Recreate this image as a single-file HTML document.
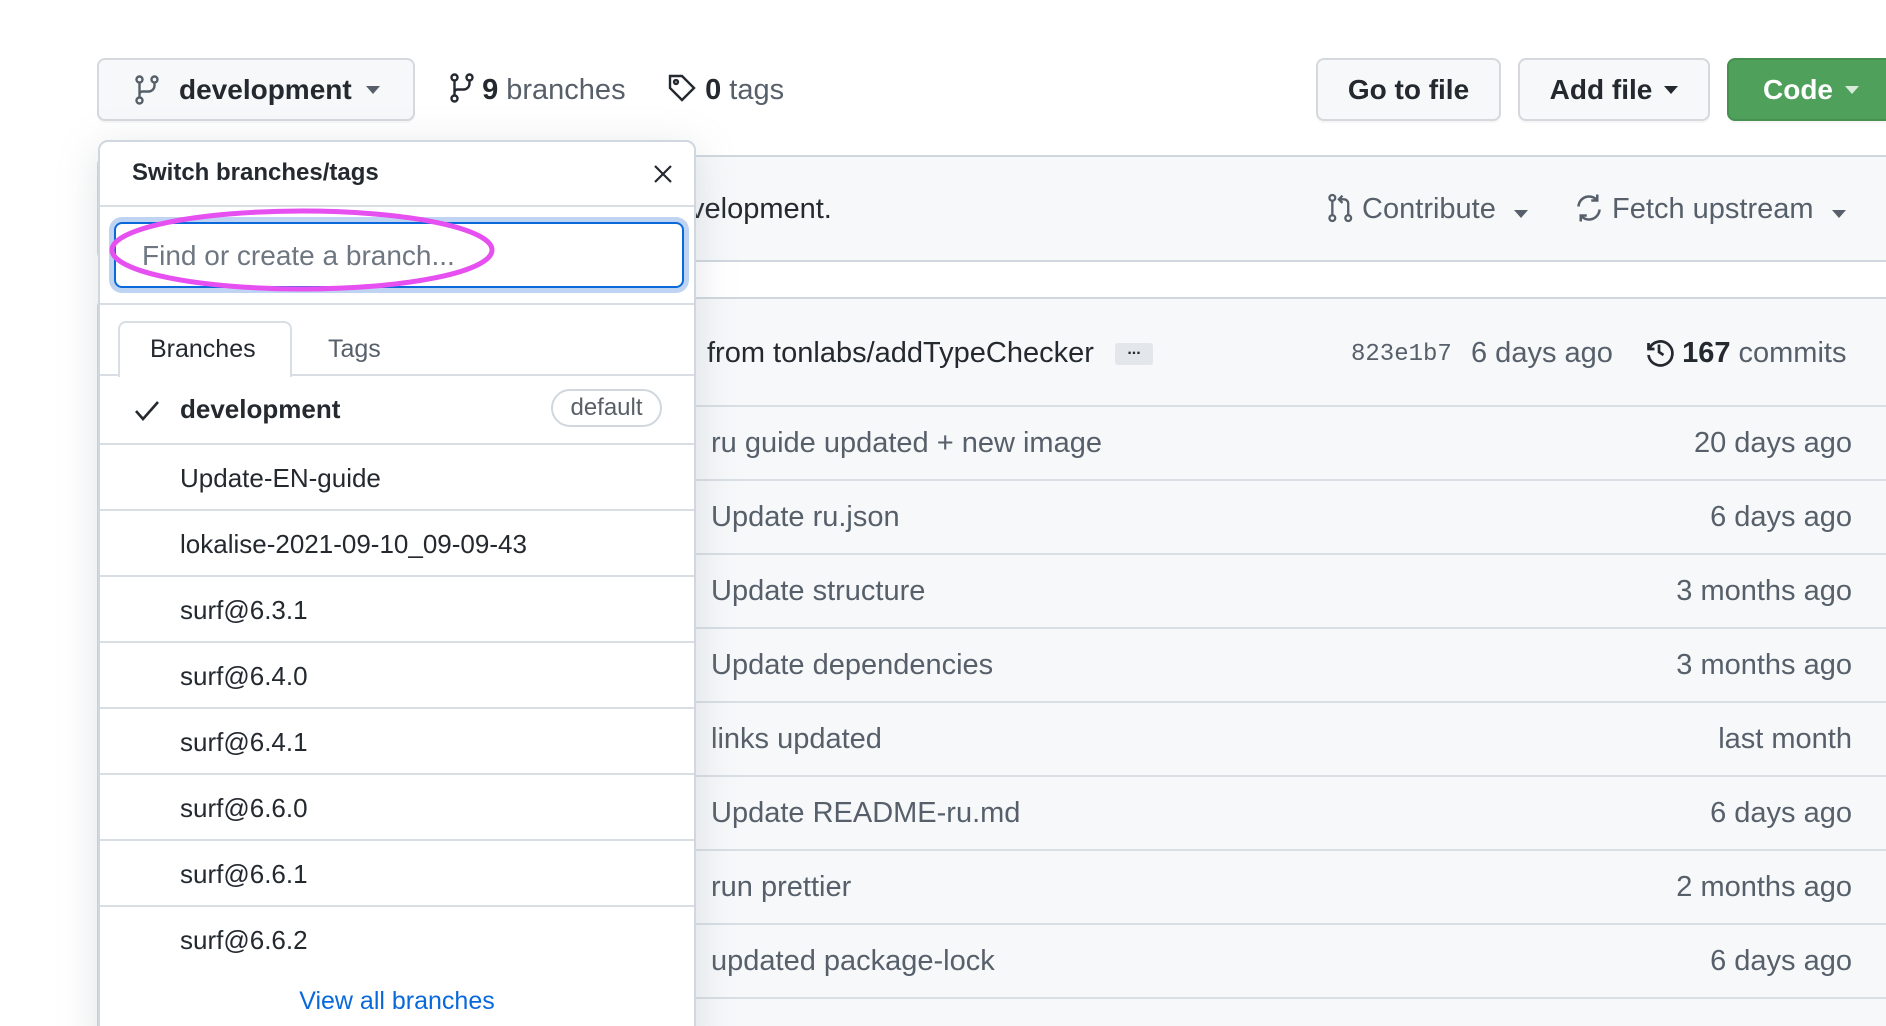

········

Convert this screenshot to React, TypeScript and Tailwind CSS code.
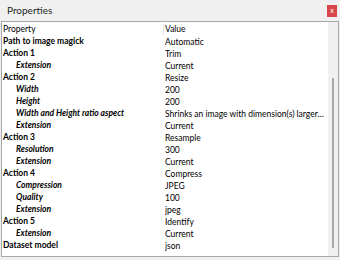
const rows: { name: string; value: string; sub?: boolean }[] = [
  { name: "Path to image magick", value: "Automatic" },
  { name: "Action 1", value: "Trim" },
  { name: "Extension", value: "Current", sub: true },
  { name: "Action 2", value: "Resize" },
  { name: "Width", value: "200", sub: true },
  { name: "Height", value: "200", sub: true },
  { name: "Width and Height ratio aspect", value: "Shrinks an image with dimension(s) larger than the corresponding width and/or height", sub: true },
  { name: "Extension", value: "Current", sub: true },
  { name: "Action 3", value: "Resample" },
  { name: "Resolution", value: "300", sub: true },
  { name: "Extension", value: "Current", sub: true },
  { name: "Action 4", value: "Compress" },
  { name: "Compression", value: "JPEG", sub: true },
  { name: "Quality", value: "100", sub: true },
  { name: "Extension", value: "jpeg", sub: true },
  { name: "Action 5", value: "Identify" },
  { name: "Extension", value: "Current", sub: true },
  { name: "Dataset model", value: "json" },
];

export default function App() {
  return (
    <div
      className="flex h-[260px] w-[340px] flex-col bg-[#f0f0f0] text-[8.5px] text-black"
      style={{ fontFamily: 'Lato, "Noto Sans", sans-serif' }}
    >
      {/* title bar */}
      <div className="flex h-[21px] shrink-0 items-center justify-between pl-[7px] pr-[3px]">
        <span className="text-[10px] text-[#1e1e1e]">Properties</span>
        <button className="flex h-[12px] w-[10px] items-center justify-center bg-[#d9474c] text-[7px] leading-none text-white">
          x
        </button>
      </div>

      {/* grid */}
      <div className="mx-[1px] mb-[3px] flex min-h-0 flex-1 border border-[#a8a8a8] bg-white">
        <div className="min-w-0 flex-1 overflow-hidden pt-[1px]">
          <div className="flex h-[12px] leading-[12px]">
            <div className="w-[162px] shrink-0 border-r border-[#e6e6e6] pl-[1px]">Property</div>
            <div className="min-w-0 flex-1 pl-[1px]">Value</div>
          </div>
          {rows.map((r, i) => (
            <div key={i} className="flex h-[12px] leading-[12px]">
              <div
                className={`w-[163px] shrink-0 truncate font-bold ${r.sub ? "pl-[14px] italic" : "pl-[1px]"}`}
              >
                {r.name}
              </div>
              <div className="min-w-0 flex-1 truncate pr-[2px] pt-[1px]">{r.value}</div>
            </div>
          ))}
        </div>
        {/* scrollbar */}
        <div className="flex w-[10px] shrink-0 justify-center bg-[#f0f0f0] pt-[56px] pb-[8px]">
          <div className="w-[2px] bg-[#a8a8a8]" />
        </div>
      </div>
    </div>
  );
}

········

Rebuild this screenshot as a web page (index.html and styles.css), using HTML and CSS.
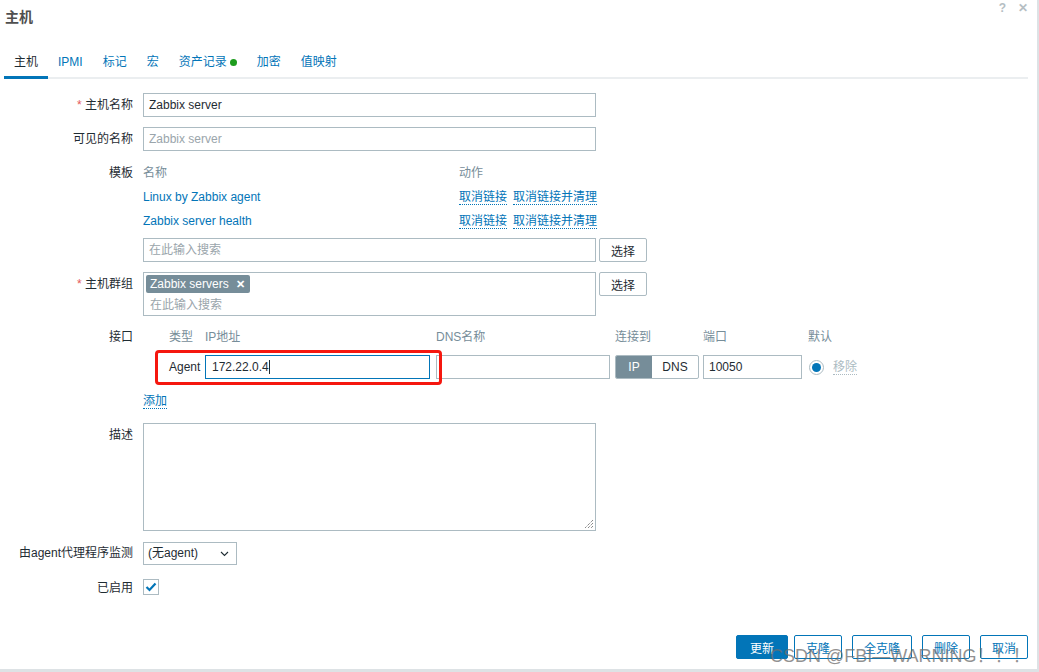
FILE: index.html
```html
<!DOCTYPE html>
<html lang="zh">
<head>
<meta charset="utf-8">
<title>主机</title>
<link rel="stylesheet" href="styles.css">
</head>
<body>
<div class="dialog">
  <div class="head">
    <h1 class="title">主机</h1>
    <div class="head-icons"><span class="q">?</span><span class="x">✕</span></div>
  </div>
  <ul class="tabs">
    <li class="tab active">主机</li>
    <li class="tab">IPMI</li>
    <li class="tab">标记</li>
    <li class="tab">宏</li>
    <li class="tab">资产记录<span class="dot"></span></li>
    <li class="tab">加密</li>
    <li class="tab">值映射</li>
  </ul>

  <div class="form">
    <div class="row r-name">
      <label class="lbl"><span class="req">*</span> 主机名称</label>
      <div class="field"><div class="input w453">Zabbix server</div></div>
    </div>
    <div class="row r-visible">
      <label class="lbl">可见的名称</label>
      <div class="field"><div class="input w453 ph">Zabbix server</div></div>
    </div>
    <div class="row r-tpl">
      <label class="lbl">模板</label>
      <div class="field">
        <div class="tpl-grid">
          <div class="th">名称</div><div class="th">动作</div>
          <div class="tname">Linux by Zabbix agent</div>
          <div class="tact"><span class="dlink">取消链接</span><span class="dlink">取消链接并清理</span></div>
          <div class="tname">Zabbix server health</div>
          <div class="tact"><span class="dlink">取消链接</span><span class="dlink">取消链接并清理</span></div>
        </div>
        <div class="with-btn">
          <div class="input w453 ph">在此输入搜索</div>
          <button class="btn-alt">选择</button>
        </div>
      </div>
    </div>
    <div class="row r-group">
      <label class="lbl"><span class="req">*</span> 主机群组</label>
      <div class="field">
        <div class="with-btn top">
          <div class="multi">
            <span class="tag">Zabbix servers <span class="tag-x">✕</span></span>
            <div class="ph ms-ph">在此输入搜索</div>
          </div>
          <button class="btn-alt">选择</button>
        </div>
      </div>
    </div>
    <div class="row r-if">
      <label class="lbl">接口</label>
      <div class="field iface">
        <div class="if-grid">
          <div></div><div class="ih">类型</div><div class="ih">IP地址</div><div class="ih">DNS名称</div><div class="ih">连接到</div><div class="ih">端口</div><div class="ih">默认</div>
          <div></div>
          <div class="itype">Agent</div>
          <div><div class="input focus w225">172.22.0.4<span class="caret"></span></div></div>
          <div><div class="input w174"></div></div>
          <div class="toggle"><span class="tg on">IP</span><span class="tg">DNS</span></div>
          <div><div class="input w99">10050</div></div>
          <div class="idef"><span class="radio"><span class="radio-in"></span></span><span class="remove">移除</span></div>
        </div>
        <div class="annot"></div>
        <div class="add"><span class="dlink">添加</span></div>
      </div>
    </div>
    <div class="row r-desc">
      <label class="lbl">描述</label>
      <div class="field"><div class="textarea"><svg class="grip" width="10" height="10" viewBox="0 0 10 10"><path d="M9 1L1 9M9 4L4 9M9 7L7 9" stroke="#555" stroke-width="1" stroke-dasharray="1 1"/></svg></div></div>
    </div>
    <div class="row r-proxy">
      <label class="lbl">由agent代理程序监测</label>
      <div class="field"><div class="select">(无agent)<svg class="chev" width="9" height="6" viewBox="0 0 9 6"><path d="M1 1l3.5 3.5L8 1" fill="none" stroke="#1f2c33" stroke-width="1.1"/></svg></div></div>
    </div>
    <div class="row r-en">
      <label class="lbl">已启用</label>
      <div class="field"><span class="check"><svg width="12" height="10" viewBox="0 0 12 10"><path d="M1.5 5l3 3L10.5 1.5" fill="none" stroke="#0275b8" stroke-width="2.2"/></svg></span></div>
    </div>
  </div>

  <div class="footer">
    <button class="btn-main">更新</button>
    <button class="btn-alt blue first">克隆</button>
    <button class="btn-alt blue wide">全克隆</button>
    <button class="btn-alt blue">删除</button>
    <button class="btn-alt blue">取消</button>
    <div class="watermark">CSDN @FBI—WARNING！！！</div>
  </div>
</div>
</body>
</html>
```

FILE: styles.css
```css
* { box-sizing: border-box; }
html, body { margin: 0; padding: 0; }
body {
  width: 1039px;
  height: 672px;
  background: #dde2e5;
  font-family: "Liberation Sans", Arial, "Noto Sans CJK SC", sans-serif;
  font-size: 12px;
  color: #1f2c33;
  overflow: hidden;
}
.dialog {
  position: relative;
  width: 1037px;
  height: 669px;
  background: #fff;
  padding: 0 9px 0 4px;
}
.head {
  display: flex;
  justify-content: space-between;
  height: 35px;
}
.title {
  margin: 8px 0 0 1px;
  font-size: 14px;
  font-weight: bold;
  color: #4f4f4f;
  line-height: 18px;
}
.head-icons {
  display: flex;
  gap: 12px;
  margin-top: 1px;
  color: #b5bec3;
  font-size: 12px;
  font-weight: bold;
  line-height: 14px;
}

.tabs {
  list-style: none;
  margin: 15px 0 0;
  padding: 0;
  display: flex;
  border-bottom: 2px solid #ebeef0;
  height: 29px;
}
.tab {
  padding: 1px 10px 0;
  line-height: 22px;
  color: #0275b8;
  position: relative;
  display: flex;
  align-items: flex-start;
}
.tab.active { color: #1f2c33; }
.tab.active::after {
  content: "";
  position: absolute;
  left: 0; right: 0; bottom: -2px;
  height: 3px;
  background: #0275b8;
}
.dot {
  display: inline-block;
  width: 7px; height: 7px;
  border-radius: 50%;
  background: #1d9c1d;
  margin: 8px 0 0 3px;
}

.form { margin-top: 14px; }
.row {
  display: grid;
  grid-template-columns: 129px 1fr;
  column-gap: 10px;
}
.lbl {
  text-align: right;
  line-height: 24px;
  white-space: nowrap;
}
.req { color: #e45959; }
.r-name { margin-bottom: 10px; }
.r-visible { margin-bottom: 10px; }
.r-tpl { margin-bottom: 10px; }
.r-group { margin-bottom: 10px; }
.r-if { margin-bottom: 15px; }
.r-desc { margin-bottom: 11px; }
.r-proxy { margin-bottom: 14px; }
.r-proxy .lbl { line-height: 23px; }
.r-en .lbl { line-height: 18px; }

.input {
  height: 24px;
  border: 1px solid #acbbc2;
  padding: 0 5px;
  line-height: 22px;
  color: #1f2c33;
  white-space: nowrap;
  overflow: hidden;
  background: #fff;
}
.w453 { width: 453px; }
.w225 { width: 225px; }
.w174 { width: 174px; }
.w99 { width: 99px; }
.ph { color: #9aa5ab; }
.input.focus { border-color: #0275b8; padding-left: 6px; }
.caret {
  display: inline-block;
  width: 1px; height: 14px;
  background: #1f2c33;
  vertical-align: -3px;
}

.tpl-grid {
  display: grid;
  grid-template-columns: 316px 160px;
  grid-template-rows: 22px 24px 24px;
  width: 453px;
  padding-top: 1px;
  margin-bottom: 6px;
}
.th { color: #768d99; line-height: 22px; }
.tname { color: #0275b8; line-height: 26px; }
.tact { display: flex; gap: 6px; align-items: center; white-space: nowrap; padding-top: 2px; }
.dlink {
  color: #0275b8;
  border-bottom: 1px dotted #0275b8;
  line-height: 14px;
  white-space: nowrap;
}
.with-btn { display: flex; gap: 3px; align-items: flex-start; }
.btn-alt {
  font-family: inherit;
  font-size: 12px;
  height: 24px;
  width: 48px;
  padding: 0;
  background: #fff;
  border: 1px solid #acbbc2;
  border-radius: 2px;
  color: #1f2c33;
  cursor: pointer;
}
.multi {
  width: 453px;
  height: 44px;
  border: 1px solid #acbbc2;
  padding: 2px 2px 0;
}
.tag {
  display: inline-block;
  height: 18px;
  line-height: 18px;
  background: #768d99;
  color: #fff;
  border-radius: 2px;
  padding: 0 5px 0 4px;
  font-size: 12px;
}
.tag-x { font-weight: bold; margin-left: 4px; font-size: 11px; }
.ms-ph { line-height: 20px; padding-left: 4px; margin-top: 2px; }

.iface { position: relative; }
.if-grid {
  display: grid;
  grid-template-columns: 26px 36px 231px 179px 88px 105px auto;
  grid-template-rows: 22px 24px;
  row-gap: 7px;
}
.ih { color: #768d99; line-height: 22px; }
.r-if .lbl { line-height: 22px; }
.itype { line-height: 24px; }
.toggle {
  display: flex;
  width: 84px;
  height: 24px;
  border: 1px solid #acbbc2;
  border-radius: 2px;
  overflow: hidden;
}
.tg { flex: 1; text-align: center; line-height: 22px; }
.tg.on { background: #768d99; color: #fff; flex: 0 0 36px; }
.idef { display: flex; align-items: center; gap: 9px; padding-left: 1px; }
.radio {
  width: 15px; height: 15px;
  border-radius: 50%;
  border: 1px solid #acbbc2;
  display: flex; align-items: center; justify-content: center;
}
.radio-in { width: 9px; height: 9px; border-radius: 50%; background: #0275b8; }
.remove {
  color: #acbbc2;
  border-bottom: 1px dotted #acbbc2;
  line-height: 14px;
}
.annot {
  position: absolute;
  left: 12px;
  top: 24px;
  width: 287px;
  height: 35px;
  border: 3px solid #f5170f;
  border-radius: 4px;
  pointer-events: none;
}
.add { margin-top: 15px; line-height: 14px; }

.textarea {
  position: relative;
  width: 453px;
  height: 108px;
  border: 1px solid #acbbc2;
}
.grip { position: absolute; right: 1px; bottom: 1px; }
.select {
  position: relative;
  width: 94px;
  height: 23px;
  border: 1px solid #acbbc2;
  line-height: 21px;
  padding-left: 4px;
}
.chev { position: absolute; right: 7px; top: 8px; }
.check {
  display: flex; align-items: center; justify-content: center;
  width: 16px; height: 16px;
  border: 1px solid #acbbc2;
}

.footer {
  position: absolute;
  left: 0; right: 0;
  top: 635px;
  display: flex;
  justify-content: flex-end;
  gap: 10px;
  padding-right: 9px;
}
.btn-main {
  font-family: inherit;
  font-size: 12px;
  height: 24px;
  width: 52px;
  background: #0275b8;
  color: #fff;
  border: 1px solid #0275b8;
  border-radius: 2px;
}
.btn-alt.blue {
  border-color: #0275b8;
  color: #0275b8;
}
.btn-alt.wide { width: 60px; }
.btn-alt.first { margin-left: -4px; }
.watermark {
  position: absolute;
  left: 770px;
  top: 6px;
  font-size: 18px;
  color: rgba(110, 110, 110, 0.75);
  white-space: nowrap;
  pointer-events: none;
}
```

········

### Description of the task
Your answer should be one number: how many lines in the material above contain the string "screenshot".

### Result below
2